Image: © jesada/Stock.adobe.com
The deal is expected to close in approximately 12 months, subject to customary closing conditions.
London-based EXA Infrastructure has signed binding agreements to acquire the Irish subsea cable company Aqua Comms. The sum of the proposed acquisition has not been disclosed.
EXA Infrastructure is wholly-owned by I Squared Capital, an independent global infrastructure investment manager. It operates more than 150,000km of fibre network across 37 countries. This includes 20 cable landing stations, which provide connectivity to subsea cables.
Meanwhile, Aqua Comms is a Dublin-based business, which specialises in operating submarine cable systems. It is the owner and operator of several cables, including the AEC-1 network, which connects New York, Dublin and London via a low-latency fibre-optic network.
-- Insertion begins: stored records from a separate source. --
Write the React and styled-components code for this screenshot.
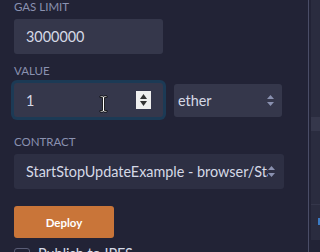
import React from "react";
import styled, { createGlobalStyle } from "styled-components";

const Global = createGlobalStyle`
  html, body { margin: 0; padding: 0; background: #222336; overflow: hidden; }
  body { font-family: "Lato", "Open Sans", sans-serif; }
  * { box-sizing: border-box; }
`;

const Page = styled.div`
  display: flex;
  width: 320px;
  height: 252px;
  background: #222336;
  overflow: hidden;
`;

const Main = styled.div`
  position: relative;
  width: 308px;
  padding-left: 14px;
  display: flex;
  flex-direction: column;
  & > * { flex-shrink: 0; }
`;

const Divider = styled.div`
  width: 1px;
  background: #4a4d67;
`;

const Side = styled.div`
  flex: 1;
  height: 240px;
  margin-left: 2px;
  background: #2a2c3f;
  display: flex;
  flex-direction: column;
  padding-top: 117px;
`;

const Grip = styled.div`
  height: 14px;
  background: #35374b;
`;

const SideLine = styled.div`
  margin-top: 73px;
  height: 1px;
  background: #34364a;
`;

const SideMark = styled.div`
  margin-top: 13px;
  margin-left: auto;
  width: 2px;
  height: 7px;
  background: #3b7bc4;
`;

const Label = styled.div`
  font-size: 11.5px;
  line-height: 14px;
  color: #8a91b0;
  text-transform: uppercase;
  margin-top: ${(p) => p.$top || 0}px;
  margin-bottom: 5px;
`;

const Field = styled.div`
  position: relative;
  display: flex;
  align-items: center;
  width: ${(p) => p.$w}px;
  height: ${(p) => p.$h || 35}px;
  padding: 0 ${(p) => p.$padR ?? p.$pad ?? 12}px 0 ${(p) => p.$pad ?? 12}px;
  background: ${(p) => p.$bg || "#35374b"};
  border-radius: 3px;
  color: #d5d9e6;
  font-size: 14.4px;
  white-space: nowrap;
  overflow: hidden;
  box-shadow: ${(p) => (p.$focus ? "0 0 0 3px #1c3a55" : "none")};
`;

const FieldText = styled.span`
  flex: 1;
  min-width: 0;
  overflow: hidden;
  text-overflow: clip;
`;

const Row = styled.div`
  display: flex;
  gap: 11px;
  align-items: center;
`;

const Spinner = styled.div`
  width: 15px;
  height: 18px;
  background: #efefef;
  display: flex;
  flex-direction: column;
  align-items: center;
  justify-content: center;
  gap: 2px;
`;

const Arrows = styled.svg`
  flex: none;
  width: 7px;
  height: 11px;
  margin-left: ${(p) => p.$gap ?? 2}px;
`;

const DeployButton = styled.button`
  margin-top: 17px;
  width: 100px;
  height: 32px;
  border: none;
  border-radius: 3px;
  background: #c97539;
  color: #ffffff;
  font-family: "Lato", sans-serif;
  font-size: 11.5px;
  font-weight: 700;
  padding: 0;
`;

const CheckRow = styled.div`
  margin-top: 10px;
  display: flex;
  align-items: flex-start;
  gap: 8px;
`;

const Box = styled.div`
  width: 16px;
  height: 16px;
  border: 1px solid #5a5d76;
  border-radius: 3px;
`;

const CheckText = styled.span`
  font-size: 14.4px;
  line-height: 16px;
  color: #d5d9e6;
  margin-top: -2px;
`;

const Cursor = styled.svg`
  position: absolute;
  left: 99px;
  top: 95px;
  width: 9px;
  height: 18px;
`;

function SelectArrows({ color = "#8a91b0", gap }) {
  return (
    <Arrows viewBox="0 0 7 11" $gap={gap}>
      <path d="M3.5 0 L7 4 L0 4 Z" fill={color} />
      <path d="M0 7 L7 7 L3.5 11 Z" fill={color} />
    </Arrows>
  );
}

export default function App() {
  return (
    <Page>
      <Global />
      <Main>
        <Label>Gas limit</Label>
        <Field $w={149}>3000000</Field>
        <Label $top={10}>Value</Label>
        <Row>
          <Field $w={149} $h={34} $focus>
            <FieldText>1</FieldText>
            <Spinner>
              <svg width="7" height="5" viewBox="0 0 7 5">
                <path d="M3.5 0 L7 5 L0 5 Z" fill="#333" />
              </svg>
              <svg width="7" height="5" viewBox="0 0 7 5">
                <path d="M0 0 L7 0 L3.5 5 Z" fill="#333" />
              </svg>
            </Spinner>
          </Field>
          <Field $w={108} $h={33} $pad={4} $padR={8} $bg="#35374b">
            <FieldText>ether</FieldText>
            <SelectArrows />
          </Field>
        </Row>
        <Label $top={18}>Contract</Label>
        <Field $w={270} $padR={9} $bg="#2d2f43">
          <FieldText>StartStopUpdateExample - browser/StartStopUpdateExample.sol</FieldText>
          <SelectArrows gap={0} />
        </Field>
        <DeployButton>Deploy</DeployButton>
        <CheckRow>
          <Box />
          <CheckText>Publish to IPFS</CheckText>
        </CheckRow>
        <Cursor viewBox="0 0 9 18">
          <path
            d="M1 1 H4 L4.5 1.5 L5 1 H8 V2.5 H5.5 V15.5 H8 V17 H5 L4.5 16.5 L4 17 H1 V15.5 H3.5 V2.5 H1 Z"
            fill="#ffffff"
            stroke="#000000"
            strokeWidth="0.8"
          />
        </Cursor>
      </Main>
      <Divider />
      <Side>
        <Grip />
        <SideLine />
        <SideMark />
      </Side>
    </Page>
  );
}
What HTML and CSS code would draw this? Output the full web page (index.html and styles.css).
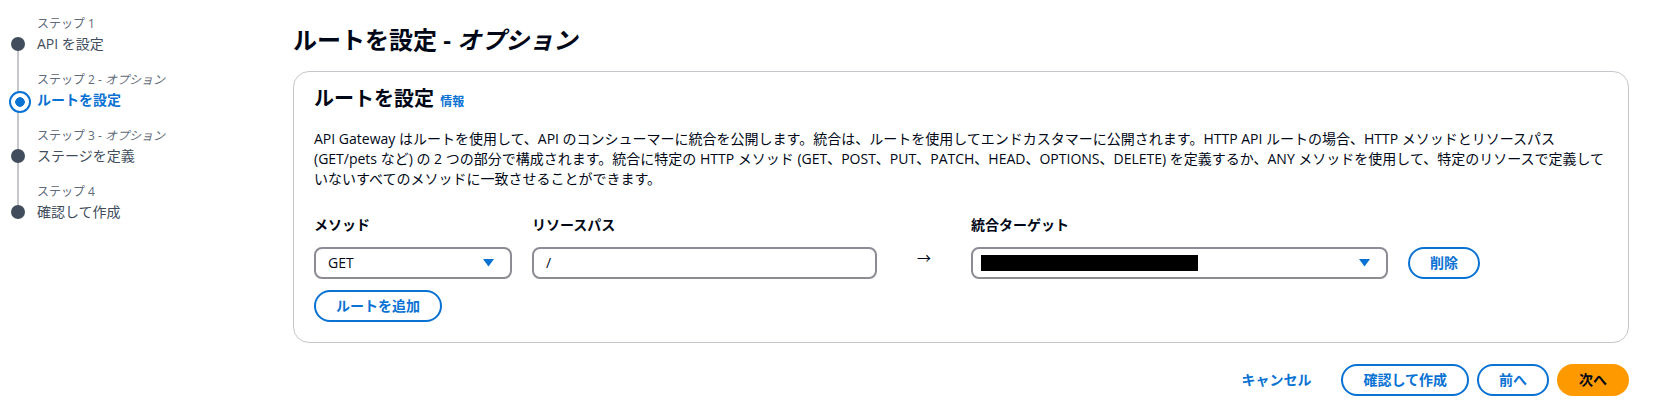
FILE: index.html
```html
<!DOCTYPE html>
<html lang="ja">
<head>
<meta charset="utf-8">
<title>ルートを設定 - オプション</title>
<link rel="stylesheet" href="styles.css">
</head>
<body>
<div class="page">
  <nav class="steps">
    <ol class="step-list">
      <li class="step done">
        <span class="step-num">ステップ 1</span>
        <span class="step-name">API を設定</span>
      </li>
      <li class="step active">
        <span class="step-num">ステップ 2 - <i>オプション</i></span>
        <span class="step-name">ルートを設定</span>
      </li>
      <li class="step">
        <span class="step-num">ステップ 3 - <i>オプション</i></span>
        <span class="step-name">ステージを定義</span>
      </li>
      <li class="step last">
        <span class="step-num">ステップ 4</span>
        <span class="step-name">確認して作成</span>
      </li>
    </ol>
  </nav>

  <main class="main">
    <h1 class="title">ルートを設定 - <i>オプション</i></h1>

    <section class="card">
      <h2 class="card-title">ルートを設定 <a class="info" href="#">情報</a></h2>
      <p class="desc">API Gateway はルートを使用して、API のコンシューマーに統合を公開します。統合は、ルートを使用してエンドカスタマーに公開されます。HTTP API ルートの場合、HTTP メソッドとリソースパス (GET/pets など) の 2 つの部分で構成されます。統合に特定の HTTP メソッド (GET、POST、PUT、PATCH、HEAD、OPTIONS、DELETE) を定義するか、ANY メソッドを使用して、特定のリソースで定義していないすべてのメソッドに一致させることができます。</p>

      <div class="route-grid">
        <label class="field-label">メソッド</label>
        <label class="field-label">リソースパス</label>
        <span></span>
        <label class="field-label">統合ターゲット</label>
        <span></span>

        <div class="select">
          <span class="select-value">GET</span>
          <svg class="caret" width="11" height="8" viewBox="0 0 11 8"><polygon points="0,0 11,0 5.5,7.5" fill="#0972d3"/></svg>
        </div>
        <div class="input">/</div>
        <span class="arrow">→</span>
        <div class="select">
          <span class="redacted"></span>
          <svg class="caret" width="11" height="8" viewBox="0 0 11 8"><polygon points="0,0 11,0 5.5,7.5" fill="#0972d3"/></svg>
        </div>
        <button class="btn">削除</button>
      </div>

      <button class="btn add-btn">ルートを追加</button>
    </section>

    <div class="footer">
      <button class="btn link">キャンセル</button>
      <button class="btn">確認して作成</button>
      <button class="btn">前へ</button>
      <button class="btn primary">次へ</button>
    </div>
  </main>
</div>
</body>
</html>
```

FILE: styles.css
```css
* { box-sizing: border-box; }

body {
  margin: 0;
  background: #ffffff;
  color: #000716;
  font-family: "Open Sans", "Noto Sans CJK JP", sans-serif;
  font-size: 14px;
  line-height: 20px;
}

.page {
  display: flex;
  align-items: flex-start;
}

/* ---------- steps sidebar ---------- */
.steps {
  width: 293px;
  flex: none;
  padding-top: 16px;
}

.step-list {
  list-style: none;
  margin: 0;
  padding: 0;
}

.step {
  position: relative;
  display: flex;
  flex-direction: column;
  padding-left: 37px;
  height: 56px;
}

.step-num {
  font-size: 12px;
  line-height: 16px;
  color: #5f6b7a;
  margin-bottom: 2px;
}

.step-name {
  font-size: 14px;
  line-height: 20px;
  color: #414d5c;
}

/* dot */
.step::before {
  content: "";
  position: absolute;
  left: 11px;
  top: 21px;
  width: 14px;
  height: 14px;
  border-radius: 50%;
  background: #414d5c;
  z-index: 1;
}

/* connector line to next step */
.step::after {
  content: "";
  position: absolute;
  left: 17px;
  top: 28px;
  width: 2px;
  height: 56px;
  background: #c6c6cd;
}

.step.last::after { display: none; }

.step.active::before {
  left: 9px;
  top: 19px;
  width: 18px;
  height: 18px;
  background: radial-gradient(circle, #0972d3 0 4.5px, #ffffff 5px 100%);
  border: 2.5px solid #0972d3;
}

.step.active .step-name {
  color: #0972d3;
  font-weight: 700;
}

/* ---------- main ---------- */
.main {
  flex: 1;
  min-width: 0;
  padding: 25px 34px 0 0;
}

.title {
  margin: 0;
  font-size: 24px;
  line-height: 30px;
  font-weight: 700;
}

.card {
  margin-top: 16px;
  border: 1px solid #c6c6cd;
  border-radius: 16px;
  padding: 14px 20px 20px 20px;
}

.card-title {
  margin: 0;
  font-size: 20px;
  line-height: 26px;
  font-weight: 700;
}

.info {
  font-size: 12px;
  font-weight: 700;
  color: #0972d3;
  text-decoration: none;
  margin-left: 1px;
}

.desc {
  margin: 14px 0 0 0;
  font-size: 14px;
  line-height: 20px;
}

.route-grid {
  margin-top: 26px;
  display: grid;
  grid-template-columns: 198px 345px 54px 417px 72px;
  column-gap: 20px;
  row-gap: 12px;
  align-items: center;
}

.field-label {
  font-weight: 700;
  font-size: 14px;
  line-height: 20px;
}

.select, .input {
  height: 32px;
  border: 2px solid #8c8c94;
  border-radius: 8px;
  display: flex;
  align-items: center;
  padding: 0 12px;
  font-size: 14px;
}

.select {
  justify-content: space-between;
  padding-right: 16px;
}

.select .redacted {
  display: block;
  width: 217px;
  height: 16px;
  background: #000000;
  margin-left: -4px;
}

.caret { display: block; }

.arrow {
  text-align: center;
  font-size: 14px;
  color: #000716;
  margin-top: -10px;
}

.btn {
  height: 32px;
  padding: 0 20px;
  border: 2px solid #0972d3;
  border-radius: 20px;
  background: #ffffff;
  color: #0972d3;
  font-family: "Open Sans", "Noto Sans CJK JP", sans-serif;
  font-size: 14px;
  font-weight: 700;
  line-height: 20px;
  cursor: pointer;
}

.add-btn {
  margin-top: 11px;
}

.footer {
  display: flex;
  justify-content: flex-end;
  gap: 8px;
  margin-top: 21px;
}

.btn.link {
  border-color: transparent;
  background: transparent;
}

.btn.primary {
  background: #ff9900;
  border-color: #ff9900;
  color: #000716;
}
```
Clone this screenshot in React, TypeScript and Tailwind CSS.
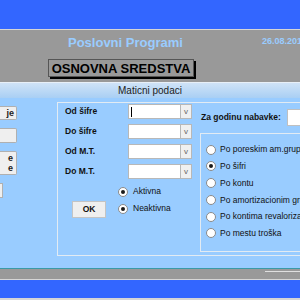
import React from "react";

function Radio({ checked }: { checked?: boolean }) {
  return (
    <span className="w-[10px] h-[10px] rounded-full bg-white border border-[#8a8a8a] flex items-center justify-center shrink-0">
      {checked && <span className="w-[4px] h-[4px] rounded-full bg-[#1a1a1a]" />}
    </span>
  );
}

function Combo({ cursor }: { cursor?: boolean }) {
  return (
    <div className="flex h-[15px]">
      <div className="w-[53px] h-full bg-white border border-[#b8b8b8] flex items-center pl-[2px]">
        {cursor && <span className="w-[1px] h-[10px] bg-black" />}
      </div>
      <div className="w-[11px] h-full bg-[#f0f0f0] border border-l-0 border-[#b8b8b8] flex items-center justify-center text-[8px] text-[#666] leading-none">
        v
      </div>
    </div>
  );
}

const groupItems = [
  { label: "Po poreskim am.grupama", checked: false },
  { label: "Po šifri", checked: true },
  { label: "Po kontu", checked: false },
  { label: "Po amortizacionim grupama", checked: false },
  { label: "Po kontima revalorizacije", checked: false },
  { label: "Po mestu troška", checked: false },
];

export default function App() {
  return (
    <div
      className="w-[300px] h-[300px] overflow-hidden flex flex-col bg-[#99ccff]"
      style={{ fontFamily: '"Liberation Sans", Arial, sans-serif' }}
    >
      {/* top window band */}
      <div className="h-[29px] bg-[#3366ff] shrink-0" />
      <div className="h-[1px] bg-[#d6d6d6] shrink-0" />

      {/* gray title area */}
      <div className="h-[52px] bg-[#999999] shrink-0 flex flex-col">
        <div className="flex items-start pt-[6px]">
          <span className="ml-[68px] text-[13px] font-bold text-[#99ccff] leading-none whitespace-nowrap">
            Poslovni Programi
          </span>
          <span className="ml-[79px] mt-[1px] text-[9px] font-bold text-[#99ccff] leading-none whitespace-nowrap">
            26.08.2014
          </span>
        </div>
        <div className="ml-[48px] mt-[10px] w-[146px] h-[18px] relative">
          <div className="absolute left-[2px] top-[2px] w-full h-full bg-black" />
          <div className="absolute inset-0 bg-[#999999] border border-[#555] flex items-center justify-center text-[13px] font-bold text-black leading-none whitespace-nowrap">
            OSNOVNA SREDSTVA
          </div>
        </div>
      </div>

      {/* section header */}
      <div className="h-[16px] shrink-0 bg-gradient-to-b from-[#cfe3f7] to-[#a9cff4] border-t border-[#e8f0f8] flex items-center justify-center text-[10px] text-[#222] leading-none">
        Maticni podaci
      </div>

      {/* main form */}
      <div className="h-[170px] shrink-0 flex">
        {/* left command buttons */}
        <div className="w-[18px] flex flex-col pt-[8px] gap-[8px]">
          <div className="w-[17px] h-[14px] bg-[#efefef] border border-[#b0b0b0] border-l-0 rounded-r-[2px] flex items-center justify-end pr-[2px] text-[9px] font-bold text-[#222] leading-none">
            je
          </div>
          <div className="w-[17px] h-[15px] bg-[#efefef] border border-[#b0b0b0] border-l-0 rounded-r-[2px]" />
          <div className="w-[17px] h-[24px] bg-[#efefef] border border-[#b0b0b0] border-l-0 rounded-r-[2px] flex flex-col items-end justify-center pr-[3px] text-[9px] font-bold text-[#222] leading-[10px]">
            <span>e</span>
            <span>e</span>
          </div>
          <div className="w-[3px] h-[15px] bg-[#efefef] border border-[#b0b0b0] border-l-0" />
        </div>

        {/* big frame */}
        <div className="ml-[40px] mt-[4px] h-[154px] flex-1 border border-r-0 border-[#e2ebf3] flex">
          {/* left part */}
          <div className="w-[141px] flex flex-col pt-[1px]">
            {["Od šifre", "Do šifre", "Od M.T.", "Do M.T."].map((l, i) => (
              <div key={l} className="flex items-center h-[15px] mb-[5px]">
                <span className="w-[70px] pl-[7px] text-[8.5px] font-bold text-[#111] leading-none whitespace-nowrap">
                  {l}
                </span>
                <Combo cursor={i === 0} />
              </div>
            ))}
            <div className="flex mt-[1px]">
              <div className="w-[70px] pt-[16px] pl-[14px]">
                <div className="w-[34px] h-[17px] bg-[#efefef] border border-[#c4c4c4] flex items-center justify-center text-[8.5px] font-bold text-[#111] leading-none">
                  OK
                </div>
              </div>
              <div className="flex flex-col gap-[6px] pt-[1px]">
                <div className="flex items-center gap-[5px] ml-[-10px] h-[11px]">
                  <Radio checked />
                  <span className="text-[8.5px] text-[#111] leading-none">Aktivna</span>
                </div>
                <div className="flex items-center gap-[5px] ml-[-10px] h-[11px]">
                  <Radio checked />
                  <span className="text-[8.5px] text-[#111] leading-none">Neaktivna</span>
                </div>
              </div>
            </div>
          </div>

          {/* right part */}
          <div className="flex-1 flex flex-col">
            <div className="flex items-center mt-[6px] h-[17px]">
              <span className="ml-[2px] text-[8.5px] font-bold text-[#111] leading-none whitespace-nowrap">
                Za godinu nabavke:
              </span>
              <div className="ml-[6px] w-[20px] h-[17px] bg-white border border-[#c0c0c0] shrink-0" />
            </div>
            <div className="mt-[7px] ml-[1px] h-[119px] border border-r-0 border-[#e2ebf3] flex flex-col pt-[10px] gap-[5.8px] overflow-hidden">
              {groupItems.map((it) => (
                <div key={it.label} className="flex items-center gap-[4px] pl-[5px] h-[11px] whitespace-nowrap">
                  <Radio checked={it.checked} />
                  <span className="text-[8.5px] text-[#111] leading-none">{it.label}</span>
                </div>
              ))}
            </div>
          </div>
        </div>
      </div>

      {/* bottom bands */}
      <div className="h-[1px] bg-[#3a9aa6] shrink-0" />
      <div className="h-[10px] bg-[#999999] shrink-0 flex justify-end pt-[2px]">
        <div className="w-[35px] h-[1px] bg-[#e0e0e0]" />
      </div>
      <div className="h-[1px] bg-[#d6d6d6] shrink-0" />
      <div className="h-[18px] bg-[#3366ff] shrink-0" />
      <div className="flex-1 bg-[#d6d6d6]" />
    </div>
  );
}
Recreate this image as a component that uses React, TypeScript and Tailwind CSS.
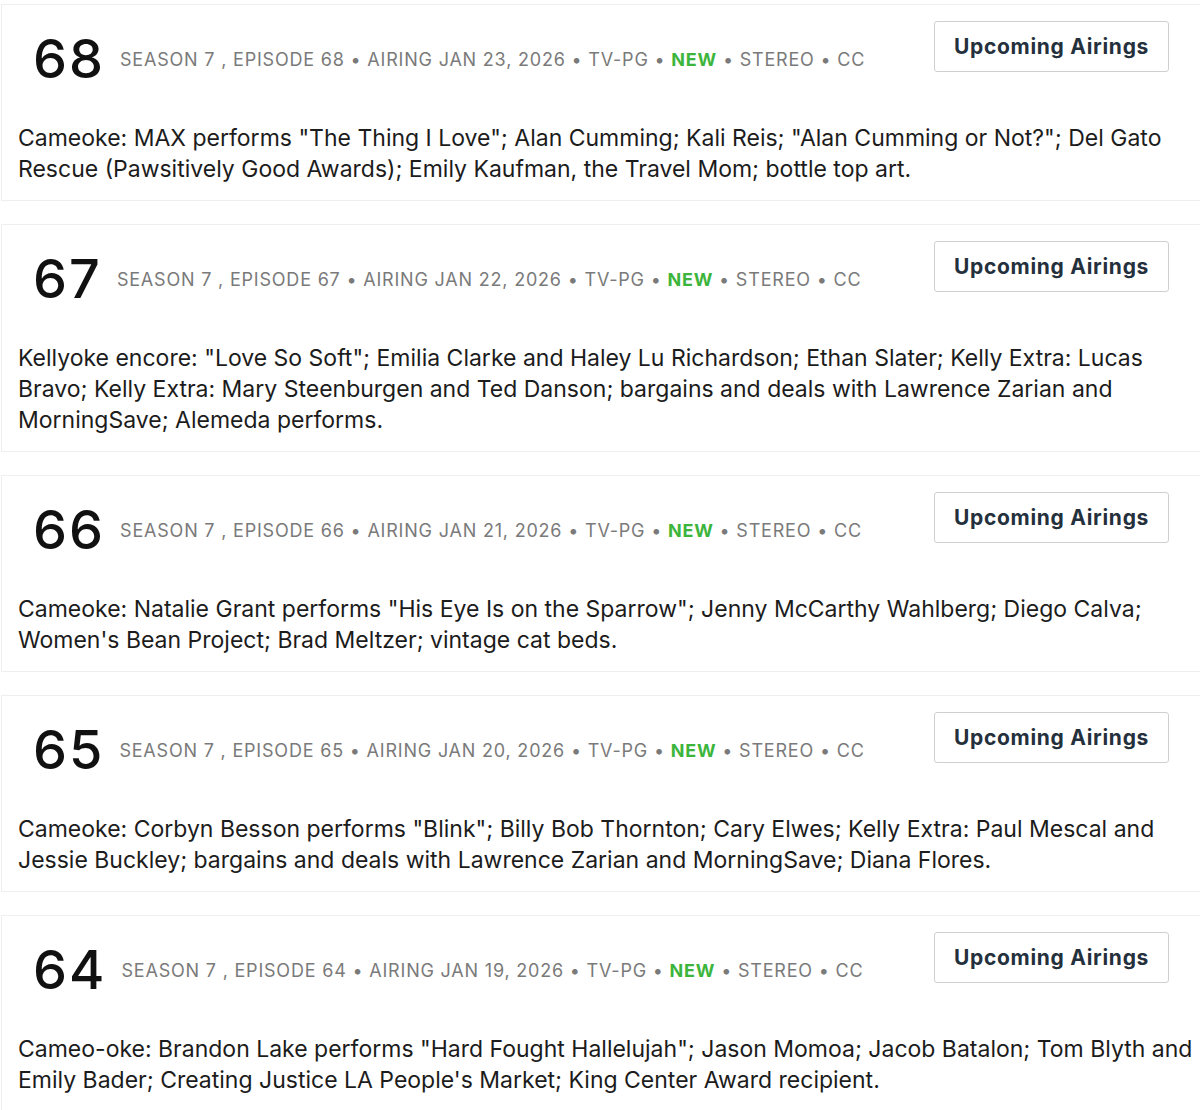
import React from "react";

type Ep = { n: number; date: string; text: string };

const eps: Ep[] = [
  {
    n: 68,
    date: "JAN 23, 2026",
    text: 'Cameoke: MAX performs "The Thing I Love"; Alan Cumming; Kali Reis; "Alan Cumming or Not?"; Del Gato Rescue (Pawsitively Good Awards); Emily Kaufman, the Travel Mom; bottle top art.',
  },
  {
    n: 67,
    date: "JAN 22, 2026",
    text: 'Kellyoke encore: "Love So Soft"; Emilia Clarke and Haley Lu Richardson; Ethan Slater; Kelly Extra: Lucas Bravo; Kelly Extra: Mary Steenburgen and Ted Danson; bargains and deals with Lawrence Zarian and MorningSave; Alemeda performs.',
  },
  {
    n: 66,
    date: "JAN 21, 2026",
    text: 'Cameoke: Natalie Grant performs "His Eye Is on the Sparrow"; Jenny McCarthy Wahlberg; Diego Calva; Women\'s Bean Project; Brad Meltzer; vintage cat beds.',
  },
  {
    n: 65,
    date: "JAN 20, 2026",
    text: 'Cameoke: Corbyn Besson performs "Blink"; Billy Bob Thornton; Cary Elwes; Kelly Extra: Paul Mescal and Jessie Buckley; bargains and deals with Lawrence Zarian and MorningSave; Diana Flores.',
  },
  {
    n: 64,
    date: "JAN 19, 2026",
    text: 'Cameo-oke: Brandon Lake performs "Hard Fought Hallelujah"; Jason Momoa; Jacob Batalon; Tom Blyth and Emily Bader; Creating Justice LA People\'s Market; King Center Award recipient.',
  },
];

function Card({ ep }: { ep: Ep }) {
  return (
    <div className="ml-px w-[1210px] border border-[#efefef] bg-white pt-[16px] pb-[15px]">
      <div className="flex items-start justify-between pr-[41px]">
        <div className="mt-[11px] flex items-center pl-[31px]">
          <span className="text-[54px] font-medium leading-none tracking-[2px] text-[#111]">
            {ep.n}
          </span>
          <span className="ml-[15px] mt-[1px] text-[18px] tracking-[0.8px] text-[#7a7a7a]">
            SEASON 7 , EPISODE {ep.n} • AIRING {ep.date} • TV-PG •{" "}
            <span className="font-bold text-[#3db53d]">NEW</span> • STEREO • CC
          </span>
        </div>
        <button className="h-[51px] w-[235px] rounded-[3px] border border-[#cfcfcf] bg-white text-[21px] font-bold tracking-[0.7px] text-[#25303d]">
          Upcoming Airings
        </button>
      </div>
      <p className="mt-[37px] w-[1193px] pl-[16px] text-[23px] leading-[31px] text-[#1c1c1c]">
        {ep.text}
      </p>
    </div>
  );
}

export default function App() {
  return (
    <div
      className="min-h-[1110px] w-[1200px] overflow-hidden bg-white pt-[4px]"
      style={{ fontFamily: "Inter, 'Noto Sans', sans-serif" }}
    >
      <div className="flex flex-col gap-[23px]">
        {eps.map((e) => (
          <Card key={e.n} ep={e} />
        ))}
      </div>
    </div>
  );
}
Last year, Aqua Comms announced a long-term lease agreement for transatlantic subsea spectrum with Energy Sciences Network (ESnet) for 25pc of a fibre pair between New York, Dublin and London. The company was acquired by Digital 9 Infrastructure in 2021 at a valuation of $215m.
The planned transaction is expected to complete in approximately 12 months, subject to customary closing conditions.
EXA Infrastructure CEO Jim Fagan, who previously acted as the CEO of Aqua Comms before his departure last February, said the deal shows EXA Infrastructure’s commitment “to build a modern and diverse transatlantic platform to fully serve AI, cloud and content demand, now and in the future”.
Fagan also maintained that the combination will offer customers “more routes, more capacity and increased diversity, all on a scaled platform”.
Akur Capital and RBC Capital Markets will act as financial advisers to EXA Infrastructure in connection with the transaction. In addition, Paul, Weiss, Rifkind, Wharton & Garrison is serving as legal M&A adviser to EXA Infrastructure.
Roughly 99pc of the world’s internet traffic runs through subsea cables. Currently, Ireland has 14 cables, four of which connect to the US and one of which connects to Iceland, while the rest connect to the UK. Earlier today (17 January) it was reported that Amazon plans to implement another subsea cable, this one connecting Cork to the US.